═══ SUPPLIED INFORMATION
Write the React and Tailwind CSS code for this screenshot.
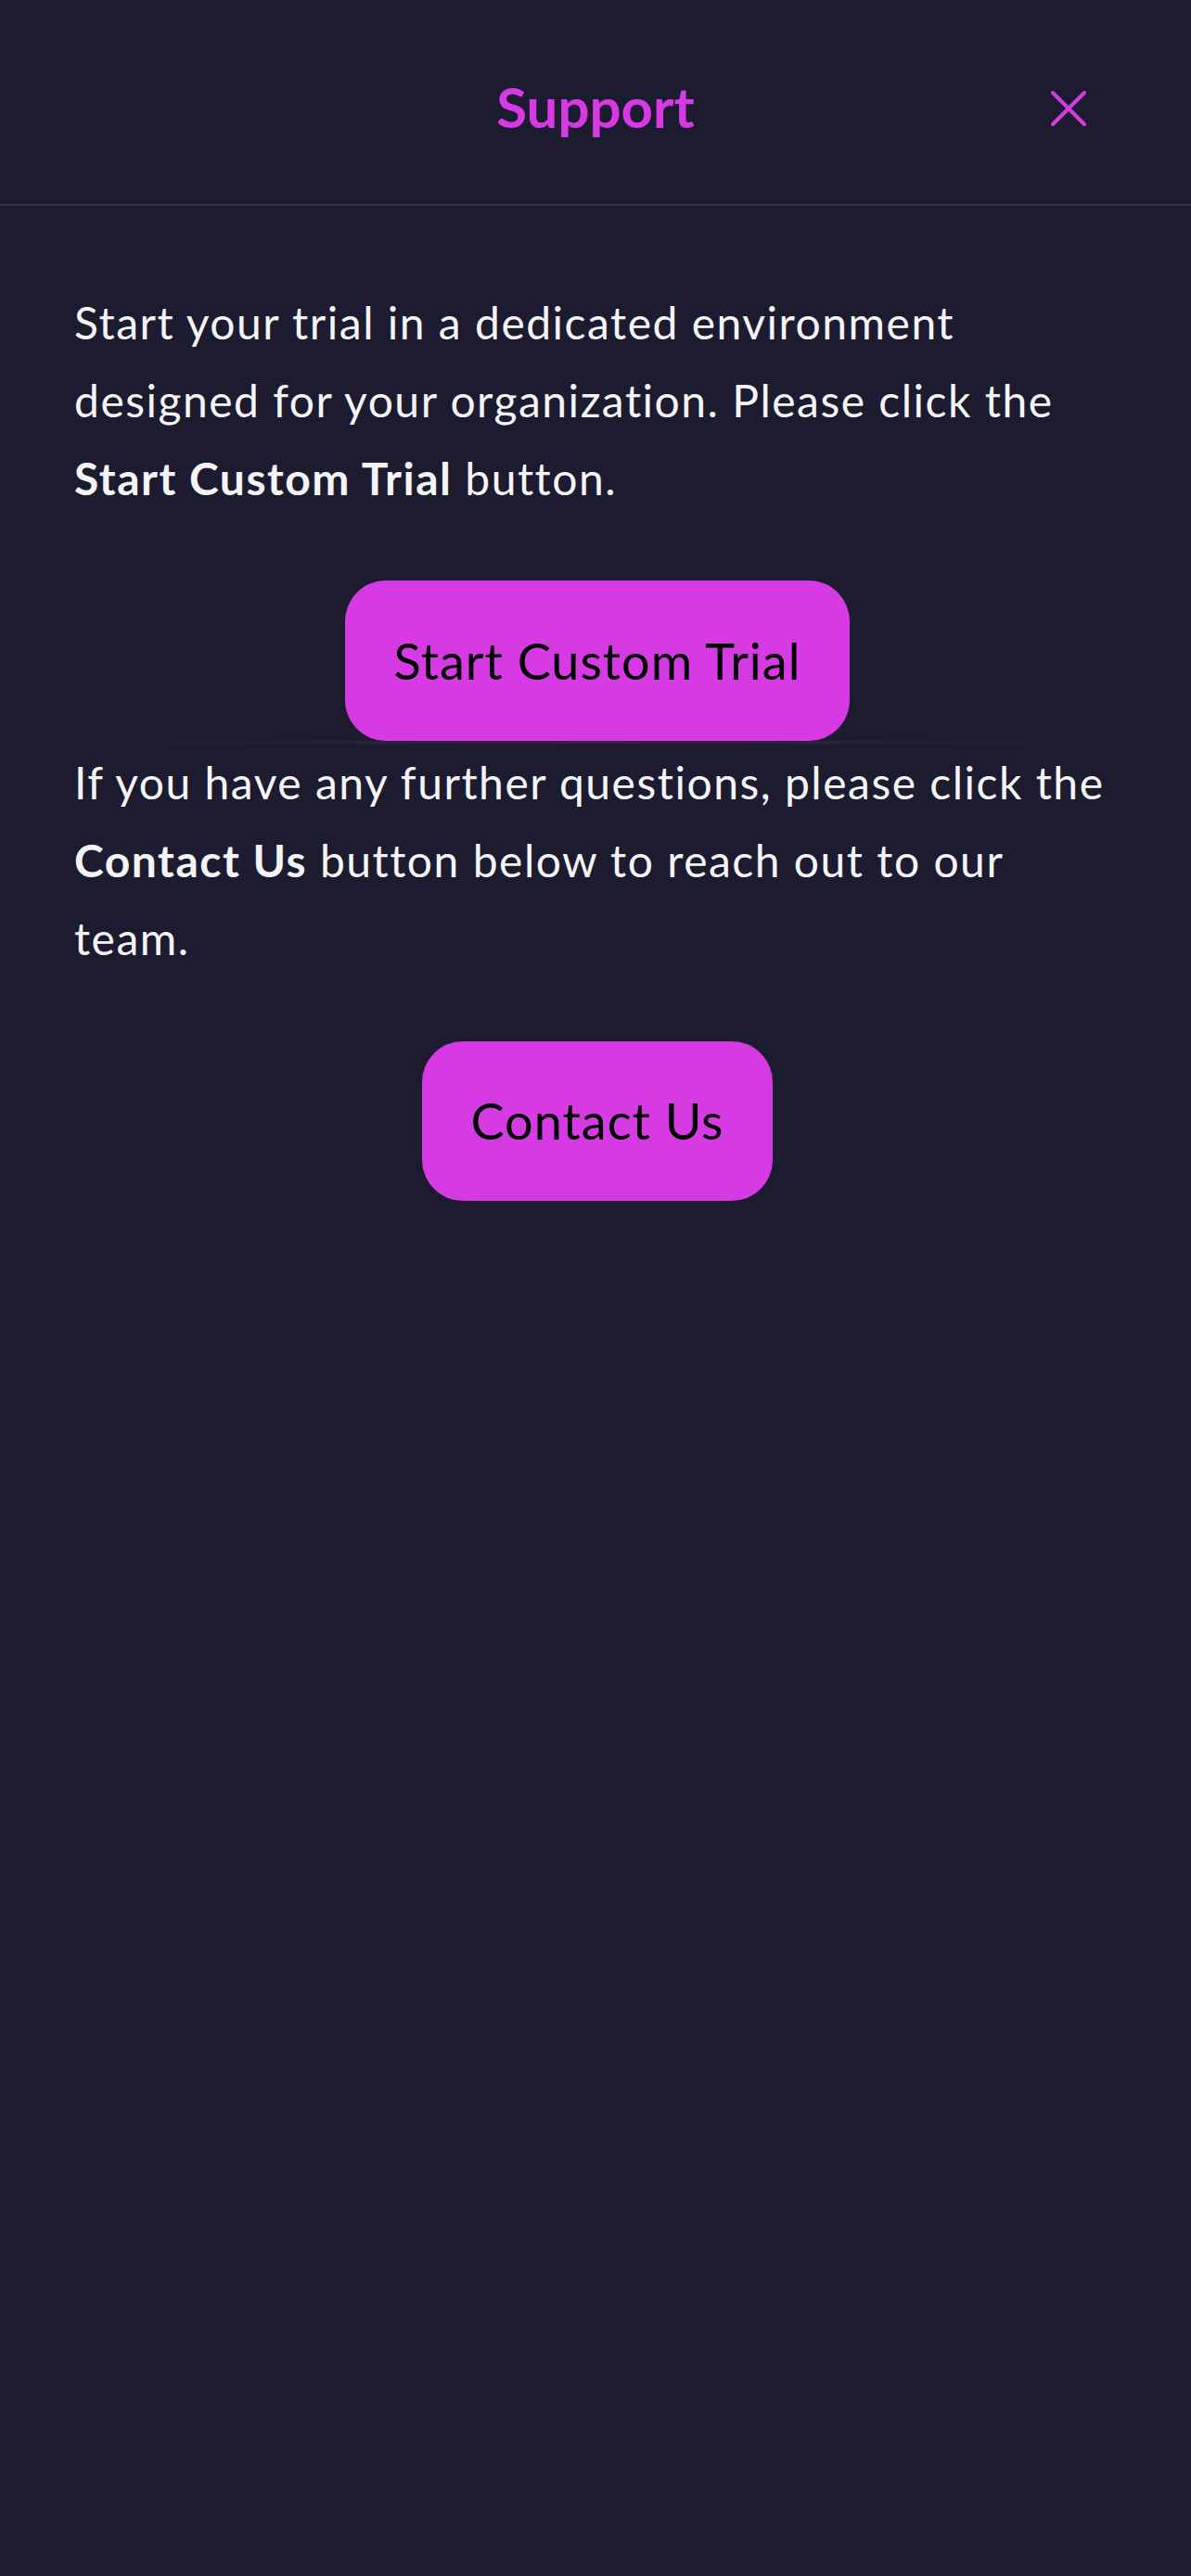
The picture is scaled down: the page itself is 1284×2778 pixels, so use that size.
import React from "react";

function CloseIcon() {
  return (
    <svg width="40" height="40" viewBox="0 0 40 40" fill="none">
      <path d="M3 3 L37 37 M37 3 L3 37" stroke="#d63be3" strokeWidth="4" strokeLinecap="round" />
    </svg>
  );
}

export default function App() {
  return (
    <div
      className="min-h-screen w-full bg-[#1c1b2f] text-white"
      style={{ fontFamily: "Lato, 'Noto Sans', sans-serif" }}
    >
      <header className="relative flex h-[222px] items-center justify-center border-b-2 border-[#34334a] pt-[10px]">
        <h1 className="text-[60px] font-bold leading-none text-[#d63be3]">Support</h1>
        <button className="absolute right-[112px] top-[97px] flex h-[40px] w-[40px] items-center justify-center">
          <CloseIcon />
        </button>
      </header>

      <main className="pl-[80px] pr-[76px] pt-[84px]">
        <p className="text-[48px] leading-[84px] tracking-[1.5px] text-[#f4f4f6]">
          Start your trial in a dedicated environment designed for your organization. Please click the{" "}
          <span className="font-bold">Start Custom Trial</span> button.
        </p>

        <div className="mt-[68px] flex justify-center">
          <button className="h-[173px] rounded-[44px] bg-[#d63be3] px-[53px] text-[54px] leading-none tracking-[1px] text-black">
            Start Custom Trial
          </button>
        </div>
        <div className="h-[3px] bg-gradient-to-r from-transparent via-[#3a2148] to-transparent" />

        <p className="text-[48px] leading-[84px] tracking-[1.5px] text-[#f4f4f6]">
          If you have any further questions, please click the{" "}
          <span className="font-bold">Contact Us</span> button below to reach out to our team.
        </p>

        <div className="mt-[69px] flex justify-center">
          <button className="h-[172px] rounded-[44px] bg-[#d63be3] px-[53px] text-[54px] leading-none tracking-[1px] text-black">
            Contact Us
          </button>
        </div>
      </main>
    </div>
  );
}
══════
▶ **WHAT TO DO**:
The listing above needs to be output again exactly. Don't include the pictures.

▶ **SOLVED PROBLEM**:
Write the React and Tailwind CSS code for this screenshot.
The picture is scaled down: the page itself is 1284×2778 pixels, so use that size.
import React from "react";

function CloseIcon() {
  return (
    <svg width="40" height="40" viewBox="0 0 40 40" fill="none">
      <path d="M3 3 L37 37 M37 3 L3 37" stroke="#d63be3" strokeWidth="4" strokeLinecap="round" />
    </svg>
  );
}

export default function App() {
  return (
    <div
      className="min-h-screen w-full bg-[#1c1b2f] text-white"
      style={{ fontFamily: "Lato, 'Noto Sans', sans-serif" }}
    >
      <header className="relative flex h-[222px] items-center justify-center border-b-2 border-[#34334a] pt-[10px]">
        <h1 className="text-[60px] font-bold leading-none text-[#d63be3]">Support</h1>
        <button className="absolute right-[112px] top-[97px] flex h-[40px] w-[40px] items-center justify-center">
          <CloseIcon />
        </button>
      </header>

      <main className="pl-[80px] pr-[76px] pt-[84px]">
        <p className="text-[48px] leading-[84px] tracking-[1.5px] text-[#f4f4f6]">
          Start your trial in a dedicated environment designed for your organization. Please click the{" "}
          <span className="font-bold">Start Custom Trial</span> button.
        </p>

        <div className="mt-[68px] flex justify-center">
          <button className="h-[173px] rounded-[44px] bg-[#d63be3] px-[53px] text-[54px] leading-none tracking-[1px] text-black">
            Start Custom Trial
          </button>
        </div>
        <div className="h-[3px] bg-gradient-to-r from-transparent via-[#3a2148] to-transparent" />

        <p className="text-[48px] leading-[84px] tracking-[1.5px] text-[#f4f4f6]">
          If you have any further questions, please click the{" "}
          <span className="font-bold">Contact Us</span> button below to reach out to our team.
        </p>

        <div className="mt-[69px] flex justify-center">
          <button className="h-[172px] rounded-[44px] bg-[#d63be3] px-[53px] text-[54px] leading-none tracking-[1px] text-black">
            Contact Us
          </button>
        </div>
      </main>
    </div>
  );
}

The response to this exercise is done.